Wednesday, December 9, 2015

Total Control v. No Control: A Case Study Contrasting Law Students and Law Schools

Here is an article about law school lawsuits and transparency.  Without being explicit about it, it provides a good compare-and-contrast about the guilt and innocence of various parties getting screwed currently.

First, consider law schools, who have been the unfortunate victims of a sudden global economic meltdown seven years ago that has caused a disruption in the willingness of students to sign up for models and bottles.

Law schools are trying their hardest to give transparent data, but simply have no control over certain things.  Consider:
Barry Currier, managing director of accreditation and legal education at the ABA, said the organization isn't done improving the employment data it releases, but warned that more information would not necessarily help prospective students.
[S]ome of the criticism of schools fails to account for changes in the job market for law school graduates.

"We're letting our concerns about employment and the job market, over which law schools have no control, drive too much of this conversation," he said. (emphasis added)
Sure, some snarky practicing lawyer on a blog somewhere might argue that law schools are essential in controlling the supply of new lawyers, a key variable in the employability of young lawyers, but this is the managing director of accreditation at the ABA.  He's not going to mislead you; if he says law schools have no control over the situation, they have no control over the situation.  Whether they put out 10 graduates or 10 million, they simply cannot create jobs.  Jesus, what are you, stupid?

That's an example of no control.

Now, consider the law student who ignores piles of information:
Nikki Nguyen left a $50,000-a-year job at Boeing Co. in 2006 to pursue a law degree at Thomas Jefferson School of Law...

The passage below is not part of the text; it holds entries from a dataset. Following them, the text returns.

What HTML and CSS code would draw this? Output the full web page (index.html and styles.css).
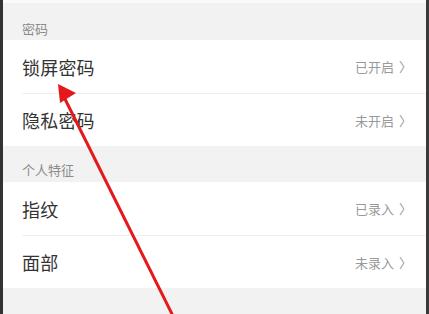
FILE: index.html
```html
<!DOCTYPE html>
<html lang="zh-CN">
<head>
<meta charset="utf-8">
<link rel="stylesheet" href="styles.css">
</head>
<body>
<div class="screen">
  <div class="topstrip"></div>
  <div class="section-title first">密码</div>
  <div class="group">
    <div class="row"><span class="label">锁屏密码</span><span class="value">已开启<span class="chev">〉</span></span></div>
    <div class="row"><span class="label">隐私密码</span><span class="value">未开启<span class="chev">〉</span></span></div>
  </div>
  <div class="section-title">个人特征</div>
  <div class="group">
    <div class="row"><span class="label">指纹</span><span class="value">已录入<span class="chev">〉</span></span></div>
    <div class="row"><span class="label">面部</span><span class="value">未录入<span class="chev">〉</span></span></div>
  </div>
  <div class="bottom"></div>
  <svg class="arrow" width="429" height="314" viewBox="0 0 429 314">
    <line x1="174" y1="318" x2="65" y2="99" stroke="#e3191c" stroke-width="3"/>
    <polygon points="58,84 76,93 60,103" fill="#e3191c"/>
  </svg>
</div>
</body>
</html>
```
FILE: styles.css
```css
html, body {
  margin: 0;
  padding: 0;
}
body {
  width: 429px;
  height: 314px;
  overflow: hidden;
  font-family: "Noto Sans CJK SC", "Noto Sans", sans-serif;
}
.screen {
  position: relative;
  width: 429px;
  height: 314px;
  box-sizing: border-box;
  border-left: 3px solid #333;
  border-right: 3px solid #3a3a3a;
  background: #f2f2f2;
  display: flex;
  flex-direction: column;
}
.topstrip {
  height: 3px;
  background: #fafafa;
  flex: none;
}
.section-title {
  height: 36px;
  box-sizing: border-box;
  padding: 15px 0 0 19px;
  font-size: 13px;
  line-height: 18px;
  color: #8a8a8a;
  flex: none;
}
.section-title.first {
  height: 37px;
  padding-top: 17px;
}
.group {
  background: #fff;
  flex: none;
}
.row {
  height: 53px;
  margin-left: 19px;
  padding-right: 14px;
  display: flex;
  align-items: center;
  justify-content: space-between;
  box-sizing: border-box;
}
.row + .row {
  border-top: 1px solid #efefef;
}
.label {
  font-size: 18px;
  color: #333;
  letter-spacing: 0.2px;
}
.value {
  font-size: 13px;
  color: #999;
  display: flex;
  align-items: center;
}
.chev {
  font-size: 13px;
  margin-left: 5px;
  color: #999;
}
.bottom {
  flex: 1;
}
.arrow {
  position: absolute;
  left: -3px;
  top: 0;
}
```
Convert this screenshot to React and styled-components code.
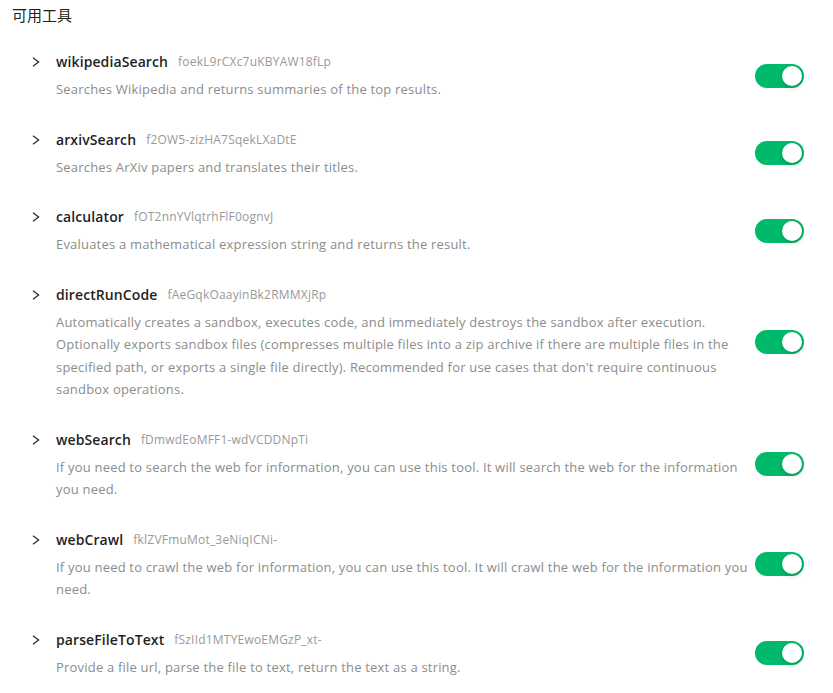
import React, { useState } from 'react';
import styled, { createGlobalStyle } from 'styled-components';

const GlobalStyle = createGlobalStyle`
  body {
    margin: 0;
    background: #fff;
    font-family: "Open Sans", "Noto Sans", "Noto Sans CJK SC", sans-serif;
  }
`;

const Page = styled.div`
  padding: 5px 12px 0 12px;
`;

const Title = styled.div`
  font-family: "Noto Sans CJK SC", sans-serif;
  font-size: 15px;
  line-height: 20px;
  color: #1f1f1f;
  margin-bottom: 11px;
`;

const List = styled.div`
  display: flex;
  flex-direction: column;
`;

const Row = styled.div`
  display: flex;
  align-items: center;
  padding: 15px 0 13.4px;
`;

const Chevron = styled.div`
  width: 44px;
  flex-shrink: 0;
  align-self: flex-start;
  height: 22px;
  display: flex;
  align-items: center;
  padding-left: 20px;
  box-sizing: border-box;
`;

const Content = styled.div`
  width: 700px;
  flex-shrink: 0;
`;

const Header = styled.div`
  display: flex;
  align-items: center;
  gap: 10px;
  height: 22px;
  line-height: 22px;
`;

const Name = styled.span`
  font-size: 14px;
  font-weight: 600;
  letter-spacing: 0.1px;
  color: #1f1f1f;
`;

const Id = styled.span`
  font-size: 12px;
  letter-spacing: 0.2px;
  color: #999;
`;

const Desc = styled.div`
  margin-top: 5px;
  font-size: 13px;
  letter-spacing: 0.2px;
  line-height: 22.3px;
  color: #8c8c8c;
`;

const Track = styled.button`
  width: 49px;
  height: 24px;
  margin-left: -1px;
  border: none;
  padding: 0;
  border-radius: 12px;
  background: ${p => (p.on ? '#00b96b' : '#bfbfbf')};
  position: relative;
  cursor: pointer;
  flex-shrink: 0;
`;

const Knob = styled.span`
  position: absolute;
  top: 2px;
  left: ${p => (p.on ? '27px' : '2px')};
  width: 20px;
  height: 20px;
  border-radius: 50%;
  background: #fff;
  box-shadow: 0 2px 4px rgba(0, 35, 11, 0.2);
`;

const tools = [
  { name: 'wikipediaSearch', id: 'foekL9rCXc7uKBYAW18fLp', desc: 'Searches Wikipedia and returns summaries of the top results.' },
  { name: 'arxivSearch', id: 'f2OW5-zizHA7SqekLXaDtE', desc: 'Searches ArXiv papers and translates their titles.' },
  { name: 'calculator', id: 'fOT2nnYVlqtrhFlF0ognvJ', desc: 'Evaluates a mathematical expression string and returns the result.' },
  { name: 'directRunCode', id: 'fAeGqkOaayinBk2RMMXjRp', desc: "Automatically creates a sandbox, executes code, and immediately destroys the sandbox after execution. Optionally exports sandbox files (compresses multiple files into a zip archive if there are multiple files in the specified path, or exports a single file directly). Recommended for use cases that don't require continuous sandbox operations." },
  { name: 'webSearch', id: 'fDmwdEoMFF1-wdVCDDNpTi', desc: 'If you need to search the web for information, you can use this tool. It will search the web for the information you need.' },
  { name: 'webCrawl', id: 'fklZVFmuMot_3eNiqICNi-', desc: 'If you need to crawl the web for information, you can use this tool. It will crawl the web for the information you need.' },
  { name: 'parseFileToText', id: 'fSzIId1MTYEwoEMGzP_xt-', desc: 'Provide a file url, parse the file to text, return the text as a string.' },
];

function ChevronIcon() {
  return (
    <svg width="8" height="10" viewBox="0 0 8 10" fill="none">
      <path d="M1 0.8 L6.6 5 L1 9.2" stroke="#2b2b2b" strokeWidth="1.3" />
    </svg>
  );
}

function ToolRow({ tool }) {
  const [on, setOn] = useState(true);
  return (
    <Row>
      <Chevron><ChevronIcon /></Chevron>
      <Content>
        <Header>
          <Name>{tool.name}</Name>
          <Id>{tool.id}</Id>
        </Header>
        <Desc>{tool.desc}</Desc>
      </Content>
      <Track on={on} onClick={() => setOn(!on)}>
        <Knob on={on} />
      </Track>
    </Row>
  );
}

export default function App() {
  return (
    <Page>
      <GlobalStyle />
      <Title>可用工具</Title>
      <List>
        {tools.map(t => <ToolRow key={t.name} tool={t} />)}
      </List>
    </Page>
  );
}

Instead, she struggled for more than a year to find a job after she graduated and watched her student loan debt of over $180,000 balloon.

Nguyen, 34, is among 12 former Thomas Jefferson students who are suing the university in a California court, accusing it of inflating its graduates' employment figures and salaries to attract students.

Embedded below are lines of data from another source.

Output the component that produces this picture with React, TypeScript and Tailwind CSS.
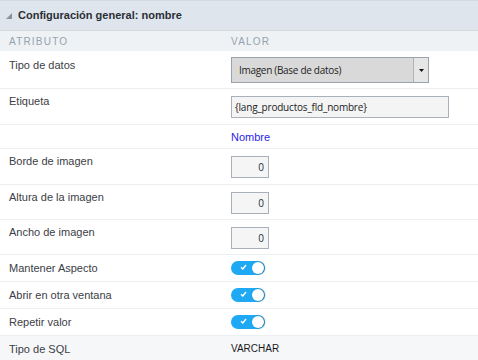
import React from "react";

const Label = ({ children }: { children: React.ReactNode }) => (
  <div className="w-[231px] shrink-0 pl-[9px] text-[11px] leading-[16px] text-[#3b4046]">
    {children}
  </div>
);

const Toggle = () => (
  <div className="relative h-[14px] w-[34px] rounded-full bg-[#1fa9f4]">
    <svg className="absolute left-[9px] top-[3px]" width="7" height="6" viewBox="0 0 7 6">
      <path d="M1 3.2 L2.8 5 L6 1" stroke="white" strokeWidth="1.4" fill="none" />
    </svg>
    <div className="absolute right-[1px] top-[1px] h-[12px] w-[12px] rounded-full bg-white shadow-[1px_0_2px_rgba(0,0,0,0.35)]" />
  </div>
);

const NumInput = () => (
  <div className="flex h-[22px] w-[38px] items-center justify-end border border-[#a9b0ba] bg-[#f5f5f5] pr-[4px] text-[10px] text-[#1c2a3a] [font-family:'Open_Sans',sans-serif]">
    0
  </div>
);

export default function App() {
  return (
    <div className="h-[360px] w-[478px] overflow-hidden bg-white [font-family:'Liberation_Sans',Arial,sans-serif]">
      <div className="flex h-[31px] items-center gap-[6px] border-y border-[#d2d9e1] bg-[#dfe5ed] pl-[6px]">
        <svg width="6" height="6" viewBox="0 0 6 6">
          <polygon points="6,0 6,6 0,6" fill="#8a939c" />
        </svg>
        <span className="text-[11px] font-bold text-[#2a2f35]">Configuración general: nombre</span>
      </div>
      <div className="flex h-[20px] items-center bg-[#eef2f5] text-[10px] tracking-[1.2px] text-[#96a3ae]">
        <div className="w-[231px] pl-[9px]">ATRIBUTO</div>
        <div>VALOR</div>
      </div>

      <div className="flex h-[38px] items-start border-b border-[#eceff2] pt-[6px]">
        <Label>Tipo de datos</Label>
        <div className="flex h-[26px] w-[198px] border border-[#9aa2ac] bg-[#d9d9d9]">
          <div className="flex flex-1 items-center pl-[7px] text-[10px] tracking-[-0.3px] text-[#222] [font-family:'Open_Sans',sans-serif]">
            Imagen (Base de datos)
          </div>
          <div className="flex w-[15px] items-center justify-center border-l border-[#aeb3b9] bg-[#e6e6e6]">
            <svg width="5" height="3" viewBox="0 0 5 3">
              <polygon points="0,0 5,0 2.5,3" fill="#111" />
            </svg>
          </div>
        </div>
      </div>

      <div className="flex h-[36px] items-start border-b border-[#eceff2] pt-[4px]">
        <Label>Etiqueta</Label>
        <div className="mt-[3px] flex h-[22px] w-[218px] items-center border border-[#aab1bb] bg-[#f4f4f4] pl-[3px] text-[10px] tracking-[-0.2px] text-[#222] [font-family:'Open_Sans',sans-serif]">
          {"{lang_productos_fld_nombre}"}
        </div>
      </div>

      <div className="flex h-[24px] items-start border-b border-[#eceff2] pt-[4px]">
        <Label>{""}</Label>
        <div className="text-[11px] leading-[16px] text-[#2a1ee6]">Nombre</div>
      </div>

      {["Borde de imagen", "Altura de la imagen", "Ancho de imagen"].map((t, i) => (
        <div
          key={t}
          className={`flex items-start border-b border-[#eceff2] pt-[4px] ${i === 0 ? "h-[36px]" : "h-[35px]"}`}
        >
          <Label>{t}</Label>
          <div className="mt-[3px]">
            <NumInput />
          </div>
        </div>
      ))}

      {["Mantener Aspecto", "Abrir en otra ventana", "Repetir valor"].map((t) => (
        <div key={t} className="flex h-[27px] items-center border-b border-[#eceff2]">
          <Label>{t}</Label>
          <Toggle />
        </div>
      ))}

      <div className="flex h-[25px] items-center bg-[#f6f7f9]">
        <Label>Tipo de SQL</Label>
        <div className="text-[10px] text-[#1a1a1a]">VARCHAR</div>
      </div>
    </div>
  );
}
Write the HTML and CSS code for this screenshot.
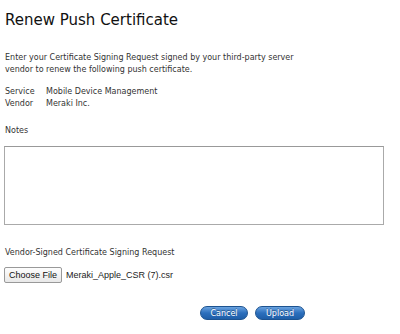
FILE: index.html
```html
<!DOCTYPE html>
<html>
<head>
    <meta charset="UTF-8">
    <title>Renew Push Certificate</title>
    <link rel="stylesheet" href="styles.css">
</head>
<body>

    <!-- Header -->
    <h1 class="title">Renew Push Certificate</h1>

    <p class="intro">Enter your Certificate Signing Request signed by your third-party server vendor to renew the following push certificate.</p>

    <!-- Certificate details -->
    <table class="details">
        <tr><td class="label">Service</td><td>Mobile Device Management</td></tr>
        <tr><td class="label">Vendor</td><td>Meraki Inc.</td></tr>
    </table>

    <!-- Notes -->
    <div class="notes">
        <div class="field-label">Notes</div>
        <textarea class="notes-box"></textarea>
    </div>

    <!-- Upload -->
    <div class="csr">
        <div class="field-label">Vendor-Signed Certificate Signing Request</div>
        <div class="file-row">
            <button class="file-btn">Choose File</button>
            <span class="file-name">Meraki_Apple_CSR (7).csr</span>
        </div>
    </div>

    <div class="actions">
        <button class="pill">Cancel</button>
        <button class="pill">Upload</button>
    </div>

</body>
</html>
```

FILE: styles.css
```css
/* General Styling */
body {
    font-family: 'DejaVu Sans', sans-serif;
    color: #333;
    margin: 0;
    padding: 0 5px;
    background: #fff;
    font-size: 8px;
}

.title {
    font-size: 15px;
    font-weight: normal;
    color: #111;
    margin: 0;
    padding-top: 10px;
    line-height: 20px;
}

.intro {
    max-width: 315px;
    margin: 22px 0 0;
    line-height: 12px;
}

.details {
    border-collapse: collapse;
    margin-top: 10px;
}

.details td {
    padding: 0;
    line-height: 12px;
    font-size: 8px;
    color: #333;
}

.details .label {
    width: 41px;
}

.notes {
    margin-top: 15px;
}

.field-label {
    line-height: 12px;
}

.notes-box {
    display: block;
    box-sizing: border-box;
    width: 380px;
    height: 79px;
    margin: 9px 0 0 -1px;
    border: 1px solid #aaa;
    border-top-color: #999;
    resize: none;
}

.csr {
    margin-top: 22px;
}

.file-row {
    display: flex;
    align-items: center;
    margin-top: 8px;
}

.file-btn {
    font-family: 'Liberation Sans', Arial, sans-serif;
    font-size: 9px;
    margin-left: -1px;
    height: 16px;
    padding: 0 4px;
    background: linear-gradient(#fdfdfd, #e8e8e8);
    border: 1px solid #999;
    border-radius: 2px;
    color: #111;
}

.file-name {
    font-family: 'Liberation Sans', Arial, sans-serif;
    font-size: 9px;
    color: #222;
    margin-left: 4px;
}

.actions {
    display: flex;
    gap: 7px;
    margin: 23px 0 0 195px;
}

.pill {
    font-family: 'DejaVu Sans', sans-serif;
    font-size: 8px;
    color: #fff;
    text-shadow: 0 -1px 0 rgba(0, 0, 0, 0.35);
    width: 48px;
    height: 14px;
    padding: 0;
    border: 1px solid #1d5390;
    border-radius: 7px;
    background: linear-gradient(#6aa3e0, #2c6fbd 50%, #1f5ea8);
}

.pill + .pill {
    width: 50px;
}
```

"They weren't transparent," said Nguyen, whose case is scheduled to go to trial in March. "People who have a dream of law school should go into it with their eyes wide open."
Ma'am, you were a sophisticated consumer, as shown by your gainful employment at an above-median salary.  Thomas Jefferson didn't hide numbers on your loan documents and made at least an effort to comply with existing guidelines.  If you didn't have sufficient data to decide to enroll in Thomas Jefferson and claim your ticket on the million dollar express, you should have spent hours upon hours researching TJLS graduates, talking to successful local lawyers, and hacking into TJLS computer systems to verify that they weren't bullshitting you when they said 95% employed or whatever it was they claimed.

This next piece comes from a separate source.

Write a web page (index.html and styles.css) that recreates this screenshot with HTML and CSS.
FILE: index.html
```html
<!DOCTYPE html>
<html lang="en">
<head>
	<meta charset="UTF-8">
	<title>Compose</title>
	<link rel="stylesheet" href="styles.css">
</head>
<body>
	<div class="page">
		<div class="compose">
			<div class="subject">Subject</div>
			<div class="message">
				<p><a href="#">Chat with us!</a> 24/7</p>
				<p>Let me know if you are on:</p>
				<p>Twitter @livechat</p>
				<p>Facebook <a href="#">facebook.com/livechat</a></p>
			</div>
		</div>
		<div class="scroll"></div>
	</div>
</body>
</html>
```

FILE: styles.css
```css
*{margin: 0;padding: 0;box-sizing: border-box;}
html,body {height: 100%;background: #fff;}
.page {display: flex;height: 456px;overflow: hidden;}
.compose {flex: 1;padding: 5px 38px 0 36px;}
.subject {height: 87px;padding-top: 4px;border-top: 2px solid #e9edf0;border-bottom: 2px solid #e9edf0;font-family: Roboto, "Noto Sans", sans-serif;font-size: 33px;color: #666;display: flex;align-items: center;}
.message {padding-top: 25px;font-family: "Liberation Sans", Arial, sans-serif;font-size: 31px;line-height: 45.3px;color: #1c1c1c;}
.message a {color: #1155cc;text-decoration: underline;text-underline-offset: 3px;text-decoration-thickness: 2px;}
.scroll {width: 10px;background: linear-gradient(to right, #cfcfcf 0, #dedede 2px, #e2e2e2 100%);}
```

Unlike law schools, who have no control over the future and had no information that would have suggested a possible change in fortunes post-2005, law students have all the data out there to make sound financial decisions as sophisticated consumers and have for some time.

Total control.

If history is a lie that all agree upon, then law schools will never be history, because they are the truth.


  1. LSTC, your analysis is flawless, as usual. Keep 'em coming.

  2. I think we can all agree that law school is a terrific education. You learn the nuts and bolts of how our nation operates. However, for raw data, employment and income, talk to any solo or small firm lawyer. Look at the data. Pop open any Yellow Pages or look at the number of registered lawyers in your state and compare it to other professions that most adults will utilize over and over again. In other words, sustainable work that will generate a reliable income year after year to pay 180K in student loans and 5 bills monthly for a Bronze Level Obama Care Plan. The law is not that right now and for the foreseeable future.

  3. Amusing. But be careful. The type of applicant who would fall for this malarkey -- the type who would take The Onion at face value -- probably isn't smart enough to catch on to this piece.